TASK MATERIAL:
++++++++++++++++++++
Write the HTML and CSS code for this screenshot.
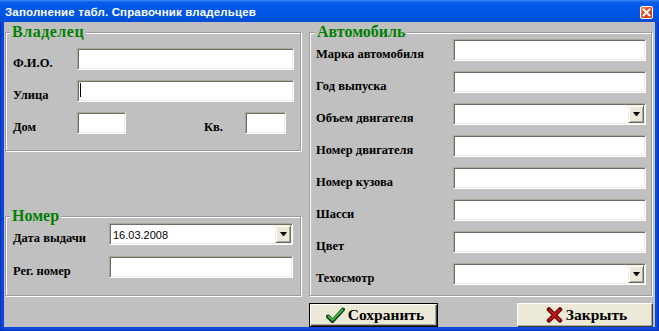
FILE: index.html
```html
<!DOCTYPE html>
<html lang="ru">
<head>
<meta charset="utf-8">
<title>Заполнение табл. Справочник владельцев</title>
<link rel="stylesheet" href="styles.css">
</head>
<body>
<div class="window">
  <div class="titlebar">
    <span class="title">Заполнение табл. Справочник владельцев</span>
    <span class="close-btn"><svg width="9" height="9" viewBox="0 0 9 9"><path d="M1.5 1.5 L7.5 7.5 M7.5 1.5 L1.5 7.5" stroke="#fff" stroke-width="1.8" stroke-linecap="square"/></svg></span>
  </div>
  <div class="frame">
    <div class="client">
      <div class="left-col">
        <fieldset class="group owner">
          <legend>Владелец</legend>
          <div class="form owner-form">
            <span class="lbl">Ф.И.О.</span><div class="field"></div>
            <span class="lbl">Улица</span><div class="field"><span class="caret"></span></div>
            <span class="lbl">Дом</span>
            <div class="house-row">
              <div class="field house"></div>
              <span class="lbl kv">Кв.</span>
              <div class="field flat"></div>
            </div>
          </div>
        </fieldset>
        <fieldset class="group number">
          <legend>Номер</legend>
          <div class="form number-form">
            <span class="lbl">Дата выдачи</span>
            <div class="field combo"><span class="value">16.03.2008</span><span class="drop"></span></div>
            <span class="lbl">Рег. номер</span><div class="field"></div>
          </div>
        </fieldset>
      </div>
      <fieldset class="group car">
        <legend>Автомобиль</legend>
        <div class="form car-form">
          <span class="lbl">Марка автомобиля</span><div class="field"></div>
          <span class="lbl">Год выпуска</span><div class="field"></div>
          <span class="lbl">Объем двигателя</span><div class="field combo"><span class="value"></span><span class="drop"></span></div>
          <span class="lbl">Номер двигателя</span><div class="field"></div>
          <span class="lbl">Номер кузова</span><div class="field"></div>
          <span class="lbl">Шасси</span><div class="field"></div>
          <span class="lbl">Цвет</span><div class="field"></div>
          <span class="lbl">Техосмотр</span><div class="field combo"><span class="value"></span><span class="drop"></span></div>
        </div>
      </fieldset>
      <div class="buttons">
        <button class="btn btn-default" type="button"><svg class="ico" width="19" height="17" viewBox="0 0 19 17"><path d="M2 9.5 L6.5 14 L17 2.5" fill="none" stroke="#0b3b12" stroke-width="4" stroke-linejoin="round" stroke-linecap="round"/><path d="M2.5 9.5 L6.5 13 L16.5 2.8" fill="none" stroke="#3fb43f" stroke-width="2" stroke-linejoin="round" stroke-linecap="round"/></svg><span>Сохранить</span></button>
        <button class="btn" type="button"><svg class="ico" width="17" height="16" viewBox="0 0 17 16"><path d="M3 2.5 L14 13.5 M14 2.5 L3 13.5" fill="none" stroke="#6a0000" stroke-width="4.5" stroke-linecap="round"/><path d="M3.5 3 L13.5 13 M13.5 3 L3.5 13" fill="none" stroke="#c01818" stroke-width="2" stroke-linecap="round"/></svg><span>Закрыть</span></button>
      </div>
    </div>
  </div>
</div>
</body>
</html>
```

FILE: styles.css
```css
html, body {
  margin: 0;
  padding: 0;
  background: #fff;
}

.window {
  width: 659px;
  height: 331px;
  display: flex;
  flex-direction: column;
  overflow: hidden;
}

.titlebar {
  height: 22px;
  flex: none;
  display: flex;
  align-items: center;
  justify-content: space-between;
  padding: 0 6px 0 5px;
  box-sizing: border-box;
  background: linear-gradient(#3d8cf5 0, #0a5ee8 2px, #0058e8 6px, #0055e3 14px, #0050da 19px, #0a4ad4 22px);
}

.title {
  color: #fff;
  font-family: "Liberation Sans", Arial, sans-serif;
  font-weight: bold;
  font-size: 11.5px;
  padding-top: 1px;
  letter-spacing: 0.15px;
}

.close-btn {
  width: 13px;
  height: 13px;
  box-sizing: border-box;
  border: 1px solid #fff;
  border-radius: 2px;
  background: linear-gradient(135deg, #f08a60, #e0502a 45%, #c63a12);
  display: flex;
  align-items: center;
  justify-content: center;
  margin-top: 2px;
}

.frame {
  flex: 1;
  padding: 0 4px 4px;
  background: #0b47db;
  box-shadow: inset 1px 0 #0832b8, inset -1px 0 #0832b8, inset 0 -1px #0832b8;
  display: flex;
}

.client {
  flex: 1;
  background: #c0c0c0;
  display: grid;
  grid-template-columns: 296px 343px;
  grid-template-rows: 271px 24px;
  column-gap: 8px;
  row-gap: 7px;
  padding: 3px 0 0 1px;
  font-family: "Liberation Serif", "Times New Roman", serif;
}

.left-col {
  display: flex;
  flex-direction: column;
  justify-content: space-between;
}

.group {
  margin: 0;
  box-sizing: border-box;
  border: 1px solid #9c9c9c;
  box-shadow: inset 1px 1px #fff, 1px 1px #fff;
  min-width: 0;
}

.group legend {
  font-family: "Liberation Serif", "Times New Roman", serif;
  font-weight: bold;
  font-size: 16px;
  line-height: 14px;
  color: #008000;
  background: #c0c0c0;
  padding: 0 2px;
}

.owner {
  height: 126px;
  padding: 9px 6px 0 7px;
}
.owner legend { margin-left: -3px; letter-spacing: 0.5px; }

.number {
  height: 87px;
  padding: 0 6px 0 7px;
}
.number legend { margin-left: -3px; }

.car {
  height: 271px;
  padding: 0 5px 0 6px;
}
.car legend { margin-left: -1px; }

.form {
  display: grid;
  grid-auto-rows: 22px;
}

.owner-form {
  grid-template-columns: 64px 217px;
  row-gap: 10px;
}

.number-form {
  grid-template-columns: 96px 184px;
  row-gap: 11px;
}

.car-form {
  grid-template-columns: 137px 193px;
  row-gap: 10px;
}

.lbl {
  font-weight: bold;
  font-size: 12.5px;
  line-height: 22px;
  padding-top: 4px;
  white-space: nowrap;
  color: #000;
}

.house-row {
  display: flex;
  align-items: flex-start;
}

.kv {
  margin-left: 78px;
  width: 41px;
}

.field {
  box-sizing: border-box;
  height: 22px;
  background: #fff;
  border: 1px solid;
  border-color: #aca899 #fff #fff #aca899;
  box-shadow: inset 1px 1px #716f64, inset -1px -1px #f1efe2;
}

.house { width: 49px; }
.flat { width: 41px; }

.caret {
  display: block;
  width: 1px;
  height: 14px;
  margin: 2px 0 0 2px;
  background: #000;
}

.combo {
  display: flex;
  justify-content: space-between;
  padding: 1px;
}

.combo .value {
  font-family: "Liberation Sans", Arial, sans-serif;
  font-size: 11px;
  align-self: center;
  padding-left: 2px;
  padding-top: 1px;
  color: #000;
}

.drop {
  width: 16px;
  box-sizing: border-box;
  background: #ece9d8;
  border: 1px solid;
  border-color: #f1efe2 #716f64 #716f64 #f1efe2;
  box-shadow: inset 1px 1px #fff, inset -1px -1px #aca899;
  display: flex;
  align-items: center;
  justify-content: center;
}

.drop::after {
  content: "";
  width: 1px;
  height: 0;
  border-top: 4px solid #000;
  border-left: 3px solid transparent;
  border-right: 3px solid transparent;
}

.buttons {
  grid-column: 2;
  display: flex;
  justify-content: space-between;
  margin-right: -1px;
}

.btn {
  box-sizing: border-box;
  height: 24px;
  margin: 0;
  padding: 0 0 0 3px;
  display: flex;
  align-items: center;
  justify-content: center;
  gap: 3px;
  background: #ece9d8;
  border: 1px solid;
  border-color: #fff #404040 #404040 #fff;
  box-shadow: inset -1px -1px #aca899;
  font-family: "Liberation Serif", "Times New Roman", serif;
  font-weight: bold;
  font-size: 15.5px;
  color: #000;
  width: 136px;
}

.btn-default {
  width: 129px;
  border-color: #000;
  box-shadow: inset 1px 1px #fff, inset -1px -1px #404040, inset -2px -2px #aca899;
}

.ico {
  display: block;
  flex: none;
}
```
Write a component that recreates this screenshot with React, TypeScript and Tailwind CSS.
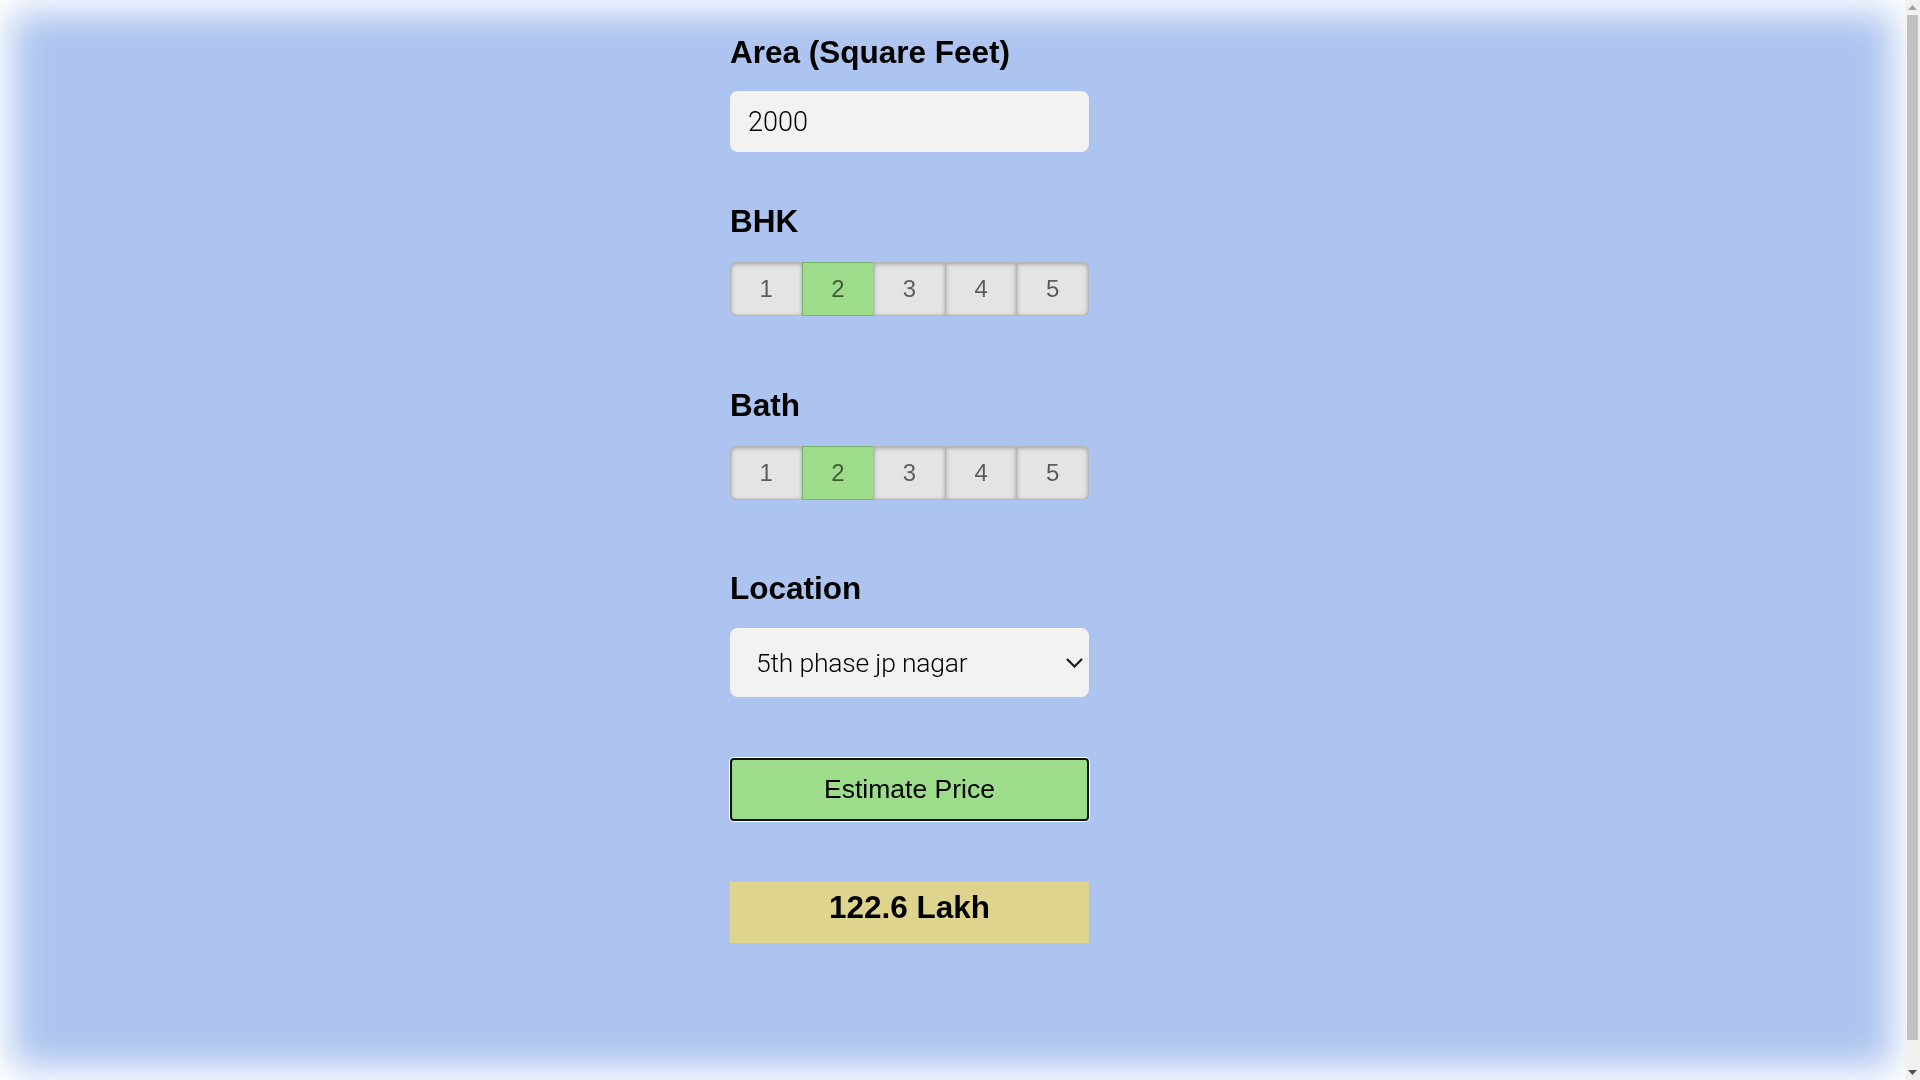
import React, { useState } from 'react';

const OPTIONS = [1, 2, 3, 4, 5];

// segmented radio row, same look for BHK and Bath
function SwitchField({ value, onChange }: { value: number; onChange: (v: number) => void }) {
  return (
    <div className="flex h-[54px] w-[359px]">
      {OPTIONS.map((n, i) => {
        const active = n === value;
        return (
          <button
            key={n}
            onClick={() => onChange(n)}
            className={`flex-1 flex items-center justify-center border border-black/20 text-[24px] leading-none text-black/60
              ${i > 0 ? '-ml-px' : ''}
              ${i === 0 ? 'rounded-l-[6px]' : ''}
              ${i === OPTIONS.length - 1 ? 'rounded-r-[6px]' : ''}
              ${active ? 'bg-[#9cdc8b]' : 'bg-[#e4e4e4] shadow-[inset_0_1px_4px_rgba(0,0,0,0.3)]'}`}
          >
            {n}
          </button>
        );
      })}
    </div>
  );
}

function Label({ children, className = '' }: { children: React.ReactNode; className?: string }) {
  return <h2 className={`text-[31.5px] font-bold leading-[40px] text-black ${className}`}>{children}</h2>;
}

// classic browser scrollbar, page is scrolled to the top
function FakeScrollbar() {
  return (
    <div className="fixed right-0 top-0 z-20 flex h-screen w-[15px] flex-col bg-[#f1f1f1]">
      <div className="flex h-[15px] items-center justify-center">
        <svg width="9" height="5" viewBox="0 0 9 5"><path d="M0 5 L4.5 0 L9 5 Z" fill="#a3a3a3" /></svg>
      </div>
      <div className="flex-1 px-[2px]">
        <div className="h-[1025px] w-full bg-[#c1c1c1]" />
      </div>
      <div className="flex h-[15px] items-center justify-center">
        <svg width="9" height="5" viewBox="0 0 9 5"><path d="M0 0 L9 0 L4.5 5 Z" fill="#505050" /></svg>
      </div>
    </div>
  );
}

export default function App() {
  const [area, setArea] = useState('2000');
  const [bhk, setBhk] = useState(2);
  const [bath, setBath] = useState(2);
  const [location, setLocation] = useState('5th phase jp nagar');

  return (
    <div className="relative pr-[15px] font-['Liberation_Sans',Arial,sans-serif]">
      <div className="fixed bottom-[12px] left-[12px] right-[27px] top-[12px] -z-10 bg-[#acc4ef] blur-[18px]" />
      <FakeScrollbar />

      <div className="mx-auto w-[499px] pl-[27px] pt-[32px] pb-[163px]">
        <Label>Area (Square Feet)</Label>
        <input
          value={area}
          onChange={(e) => setArea(e.target.value)}
          className="mt-[19px] block h-[61px] w-[359px] rounded-[8px] bg-[#f2f2f2] px-[18px] font-['Roboto',sans-serif] text-[27px] font-light text-black outline-none"
        />

        <Label className="mt-[49px]">BHK</Label>
        <div className="mt-[21px]">
          <SwitchField value={bhk} onChange={setBhk} />
        </div>

        <Label className="mt-[69px]">Bath</Label>
        <div className="mt-[21px]">
          <SwitchField value={bath} onChange={setBath} />
        </div>

        <Label className="mt-[68px]">Location</Label>
        <div className="relative mt-[20px] h-[69px] w-[359px]">
          <select
            value={location}
            onChange={(e) => setLocation(e.target.value)}
            className="block h-full w-full appearance-none rounded-[8px] bg-[#f2f2f2] pl-[26px] pr-[40px] font-['Roboto',sans-serif] text-[26.5px] font-light tracking-[-0.2px] text-black outline-none"
          >
            <option>5th phase jp nagar</option>
            <option>1st phase jp nagar</option>
            <option>electronic city</option>
            <option>whitefield</option>
          </select>
          <svg
            className="pointer-events-none absolute right-[6px] top-[30px]"
            width="17"
            height="10"
            viewBox="0 0 17 10"
          >
            <path d="M1 1 L8.5 8.5 L16 1" fill="none" stroke="#1a1a1a" strokeWidth="2.2" />
          </svg>
        </div>

        <button className="mt-[61px] block h-[63px] w-[359px] rounded-[4px] border-2 border-[#101010] bg-[#9cdc8b] text-[26.5px] text-black shadow-[0_0_0_1px_#ffffff]">
          Estimate Price
        </button>

        <div className="mt-[61px] h-[61px] w-[359px] bg-[#dfd48e] pt-[5px] text-center">
          <h2 className="text-[31.5px] font-bold leading-[40px] text-black">122.6 Lakh</h2>
        </div>
      </div>
    </div>
  );
}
++++++++++++++++++++
WRITTEN INSTRUCTION: From the records above, copy every line that holds the word "Write".

OUTPUT:
Write the HTML and CSS code for this screenshot.
Write a component that recreates this screenshot with React, TypeScript and Tailwind CSS.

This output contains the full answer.